So you would think that I wouldn't be learning this lesson so soon. Learning to let go of one of your kids and letting them make their life choices. My lil sister has always been one of my own kids. I have taken care of her since she was a little baby. Growing up with a single mom, makes you grow up as well. Even Justin knew going into our marriage that I basically already had a kid. She is my baby, my best friend, and most importantly my lil sister! I love her so much, and there isn't anything I wouldn't do for her. I have seen her struggle with so much in her life, and most of it being at such a young age. She's driven, dedicated, and intelligent. I see so much happening in her future, and know she will go very far. So why am I having a problem with her choices...
Well for the past year she has been getting ready to graduate highschool and move on to college. Her goal is to get into the medical field, and push forward to being a Dr. She was accepted to the University of Utah, and was so happy. But as it gets closer, her fears are starting to set in. She procrastinated on getting the student aid apps turned in. So now its crunch time, and she thinks..well thiss is getting too hard so maybe I should just stick to what I know, and feel comfortable with and go to Snow!

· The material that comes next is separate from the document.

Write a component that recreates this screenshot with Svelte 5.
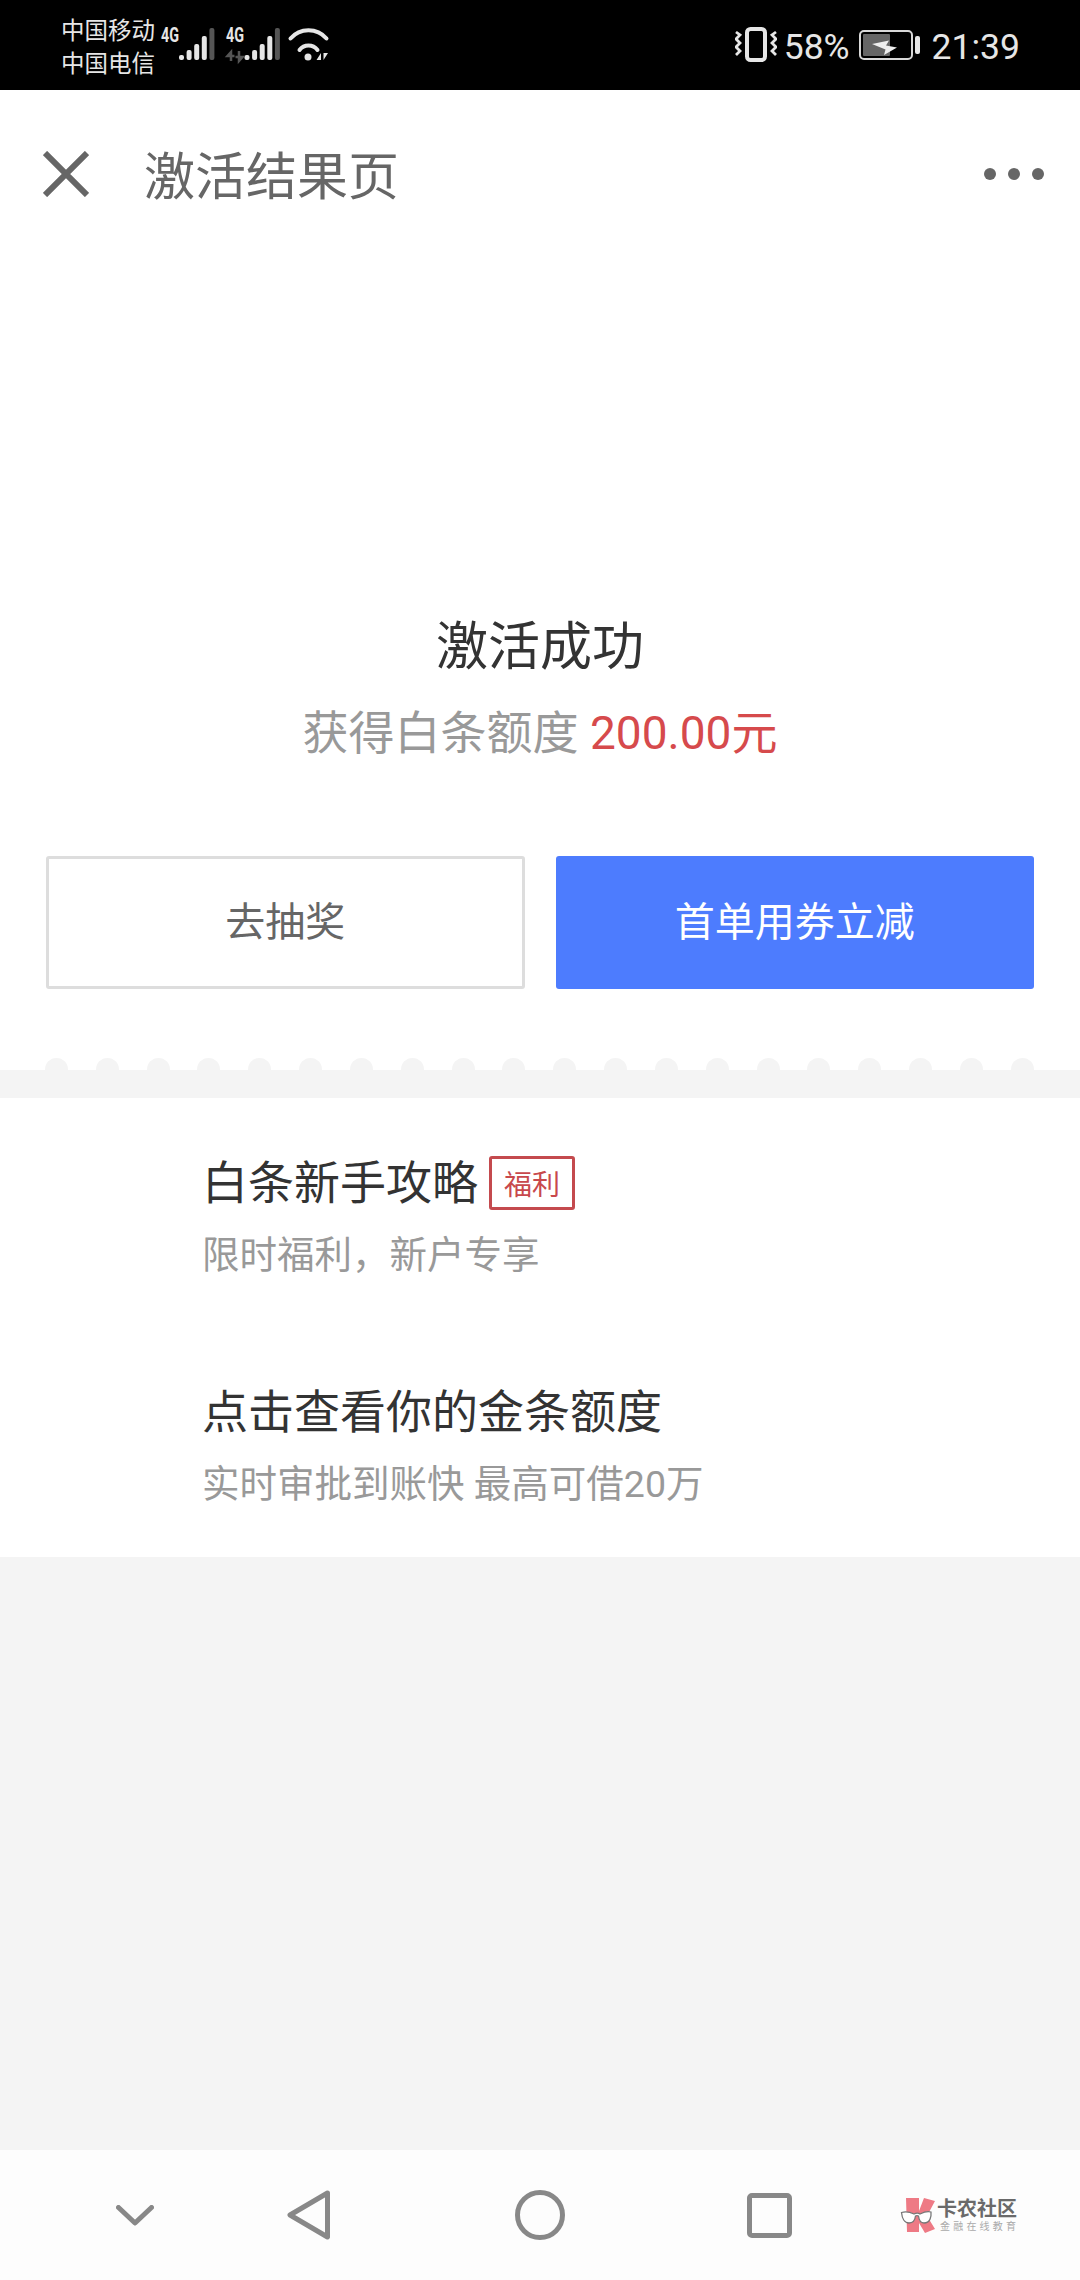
<script>
  // tutorial rows under the activation result
  const guides = [
    { title: "白条新手攻略", tag: "福利", desc: "限时福利，新户专享" },
    { title: "点击查看你的金条额度", tag: "", desc: "实时审批到账快 最高可借20万" },
  ];

  // the torn edge above the grey band
  const scallops = Array.from({ length: 20 }, (_, i) => i);

  // signal bars: distance from the left of the icon and top of the bar
  const bars = [
    { x: 0, top: 55, dim: false },
    { x: 7.6, top: 50, dim: false },
    { x: 15.2, top: 44, dim: false },
    { x: 22.8, top: 36, dim: false },
    { x: 30.4, top: 28, dim: true },
  ];
</script>

<div class="page">
  <div class="status">
    <div class="carriers">
      <span>中国移动</span>
      <span>中国电信</span>
    </div>
    <svg class="net" width="172" height="90" viewBox="160 0 172 90">
      <text x="162" y="42" textLength="18" lengthAdjust="spacingAndGlyphs" class="net-label">4G</text>
      <text x="227" y="42" textLength="18" lengthAdjust="spacingAndGlyphs" class="net-label">4G</text>
      {#each bars as bar}
        <rect x={180 + bar.x} y={bar.top} width="5" height={60 - bar.top} rx="2" fill={bar.dim ? "#555" : "#e6e6e6"} />
        <rect x={245.5 + bar.x} y={bar.top} width="5" height={60 - bar.top} rx="2" fill={bar.dim ? "#555" : "#e6e6e6"} />
      {/each}
      <!-- data arrows of the second sim -->
      <path d="M232 61V52l-3.500 4h7M240 51v10l3.500-4h-7" fill="none" stroke="#555" stroke-width="2.500" />
      <!-- wifi -->
      <path d="M291.500 38.500C301 27.500 318 27.500 327.500 38.500M300.500 50C305 44 314 44 318.500 50" fill="none" stroke="#e6e6e6" stroke-width="4" stroke-linecap="round" />
      <circle cx="309" cy="57" r="3.500" fill="#e6e6e6" />
      <path d="M322 53v7h-4.500zM324.500 53h4.500l-4.500 7z" fill="#e6e6e6" />
    </svg>

    <div class="status-right">
      <svg class="vibrate" width="42" height="36" viewBox="0 0 42 36">
        <rect x="12" y="2" width="18" height="31" rx="3.500" fill="none" stroke="#e6e6e6" stroke-width="4" />
        <path d="M1 5l4 3-4 4 4 4-4 4 4 4-4 4M41 5l-4 3 4 4-4 4 4 4-4 4 4 4" fill="none" stroke="#e6e6e6" stroke-width="2.800" />
      </svg>
      <span class="percent">58%</span>
      <svg class="battery" width="61" height="30" viewBox="0 0 61 30">
        <rect x="1" y="1" width="52" height="28" rx="4" fill="none" stroke="#d8d8d8" stroke-width="2" />
        <rect x="4" y="4" width="27" height="22" rx="1" fill="#666" />
        <path d="M13 14L30 10.500L27 15.500L38 17.500L25 25L26.500 19.500Z" fill="#eee" />
        <rect x="56" y="6" width="5" height="18" rx="2" fill="#e6e6e6" />
      </svg>
      <span class="time">21:39</span>
    </div>
  </div>

  <div class="header">
    <svg class="close" width="46" height="46" viewBox="0 0 46 46">
      <path d="M2 2L44 44M44 2L2 44" stroke="#666" stroke-width="6" />
    </svg>
    <span class="header-title">激活结果页</span>
    <div class="more">
      <i></i><i></i><i></i>
    </div>
  </div>

  <div class="result">
    <h1>激活成功</h1>
    <p class="quota">获得白条额度 <span>200.00元</span></p>
    <div class="actions">
      <button class="ghost">去抽奖</button>
      <button class="primary">首单用券立减</button>
    </div>
    <div class="scallops">
      {#each scallops as s (s)}
        <i></i>
      {/each}
    </div>
  </div>

  <div class="band"></div>

  <div class="guides">
    {#each guides as guide}
      <div class="guide">
        <div class="guide-title">
          {guide.title}
          {#if guide.tag}
            <span class="tag">{guide.tag}</span>
          {/if}
        </div>
        <div class="guide-desc">{guide.desc}</div>
      </div>
    {/each}
  </div>

  <div class="spacer"></div>

  <div class="nav">
    <svg class="chevron" width="38" height="21" viewBox="0 0 38 21">
      <path d="M2.500 2.500L19 18L35.500 2.500" fill="none" stroke="#888" stroke-width="5" stroke-linecap="round" stroke-linejoin="round" />
    </svg>
    <svg class="back" width="44" height="50" viewBox="0 0 44 50">
      <path d="M40.500 3L3 25L40.500 47Z" fill="none" stroke="#888" stroke-width="5" stroke-linejoin="round" />
    </svg>
    <svg class="home" width="50" height="50" viewBox="0 0 50 50">
      <circle cx="25" cy="25" r="22.500" fill="none" stroke="#888" stroke-width="5" />
    </svg>
    <div class="recent"></div>
    <div class="logo">
      <svg width="36" height="36" viewBox="0 0 36 36">
        <path d="M6 1h13v13l5-13 11 3-8 15 8 13-10 4-6-10v9H7z" fill="#ee7a85" />
        <path d="M1.500 15.500C6 14 10 15 14 17c3-1.500 4-1.500 6 0 4-2 8-3 11-2 .5 5-1 11-7 11-4 0-5-3-5.500-7-1-.5-2-.5-3 0C15 23 13 26 9 26c-4.500 0-7-5-7.500-10.500z" fill="#fff" stroke="#777" stroke-width="1.300" />
      </svg>
      <div class="logo-text">
        <span class="logo-name">卡农社区</span>
        <span class="logo-sub">金融在线教育</span>
      </div>
    </div>
  </div>
</div>

<style>
  :global(body) {
    margin: 0;
  }

  .page {
    width: 1080px;
    height: 2280px;
    display: flex;
    flex-direction: column;
    background: #f4f4f4;
    font-family: Roboto, "Noto Sans CJK SC", sans-serif;
  }

  .status {
    height: 90px;
    flex: none;
    display: flex;
    align-items: center;
    padding: 0 60px 0 61px;
    background: #000;
    color: #e6e6e6;
  }

  .carriers {
    display: flex;
    flex-direction: column;
    font-size: 23.500px;
    line-height: 33px;
    margin-top: 5px;
  }

  .net {
    margin-left: 4px;
  }

  .net-label {
    fill: #e6e6e6;
    font-family: Roboto, sans-serif;
    font-size: 20px;
    font-weight: 700;
  }

  .status-right {
    margin-left: auto;
    display: flex;
    align-items: center;
    font-size: 35.500px;
  }

  .percent {
    margin-left: 7px;
    padding-top: 3px;
  }

  .battery {
    margin-left: 9px;
  }

  .time {
    margin-left: 12px;
    padding-top: 3px;
  }

  .header {
    height: 170px;
    flex: none;
    box-sizing: border-box;
    display: flex;
    align-items: center;
    padding: 0 36px 2px 43px;
    background: #fff;
    color: #666;
  }

  .header-title {
    margin: 0 0 3px 55px;
    font-size: 51px;
  }

  .more {
    margin-left: auto;
    display: flex;
    gap: 12px;
  }

  .more i {
    width: 12px;
    height: 12px;
    border-radius: 50%;
    background: #666;
  }

  .result {
    flex: none;
    display: flex;
    flex-direction: column;
    align-items: center;
    background: #fff;
    padding-top: 353px;
  }

  h1 {
    margin: 0;
    font-size: 52px;
    font-weight: 400;
    line-height: 70px;
    color: #333;
  }

  .quota {
    margin: 20px 0 0;
    font-size: 46px;
    line-height: 60px;
    color: #999;
  }

  .quota span {
    color: #d64a4c;
  }

  .actions {
    margin-top: 93px;
    width: 100%;
    box-sizing: border-box;
    padding: 0 46px;
    display: grid;
    grid-template-columns: 1fr 1fr;
    gap: 31px;
  }

  button {
    height: 133px;
    box-sizing: border-box;
    border-radius: 3px;
    font-family: inherit;
    font-size: 40px;
    padding: 0 0 8px;
  }

  .ghost {
    background: #fff;
    border: 3px solid #ddd;
    color: #666;
  }

  .primary {
    background: #4d7cfe;
    border: 0;
    color: #fff;
  }

  .scallops {
    margin-top: 69px;
    width: 100%;
    box-sizing: border-box;
    padding: 0 46px 0 45px;
    display: flex;
    justify-content: space-between;
  }

  .scallops i {
    width: 23px;
    height: 12px;
    border-radius: 12px 12px 0 0;
    background: #f4f4f4;
  }

  .band {
    height: 28px;
    flex: none;
  }

  .guides {
    flex: none;
    background: #fff;
    padding: 51px 0 48px 202px;
    display: flex;
    flex-direction: column;
    gap: 98px;
  }

  .guide-title {
    display: flex;
    align-items: center;
    height: 60px;
    font-size: 46px;
    color: #333;
  }

  .tag {
    margin: 8px 0 0 11px;
    width: 86px;
    height: 54px;
    box-sizing: border-box;
    border: 3px solid #c44a4e;
    border-radius: 3px;
    display: flex;
    align-items: center;
    justify-content: center;
    font-size: 28px;
    color: #c8484c;
  }

  .guide-desc {
    margin-top: 21px;
    font-size: 37.500px;
    line-height: 50px;
    color: #999;
  }

  .spacer {
    flex: 1;
  }

  .nav {
    height: 130px;
    flex: none;
    display: flex;
    align-items: center;
    background: #fdfdfd;
    padding-left: 116px;
  }

  .back {
    margin-left: 133px;
  }

  .home {
    margin-left: 184px;
  }

  .recent {
    margin-left: 182px;
    width: 45px;
    height: 45px;
    box-sizing: border-box;
    border: 5px solid #888;
    border-radius: 5px;
  }

  .logo {
    margin-left: 108px;
    display: flex;
    align-items: center;
  }

  .logo-text {
    margin-left: 1px;
    display: flex;
    flex-direction: column;
  }

  .logo-name {
    font-size: 20px;
    line-height: 22px;
    font-weight: 700;
    color: #6a6a6a;
  }

  .logo-sub {
    font-size: 10px;
    line-height: 13px;
    letter-spacing: 3.200px;
    margin-left: 3px;
    color: #aaa;
  }
</style>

I have no problem with Snow. I think it is a great school. But do I think its the school for my sis...NO. I have alot of reasons for why I think this. I want to see her do her very best, and take the hard things in life and just run with them. She has always taken the harder course. She has never settled. So why now? Why when this will be one of your bigger decisions in life settle and take the easier course, because it would be the less scary choice. I just want what is best for her. I know she has to make her own choices, and learn from them. I know thats the only way to grow up. Thats where I just need to let go, and keep my mouth shut.
I've been so torn with this. Because I want her to know how I feel, but I also want her to know that I do support her in everything she decides to do. I probably haven't shown that with these college conversations. I hate fighting with her..it hurts! You never want to fight with your best friend! So now I just have to learn to let go.......
Sorry people just venting!
1 comment:
Im sure she will get there and do what she plans at some point sometimes it just takes a while to get there. hope it all works out.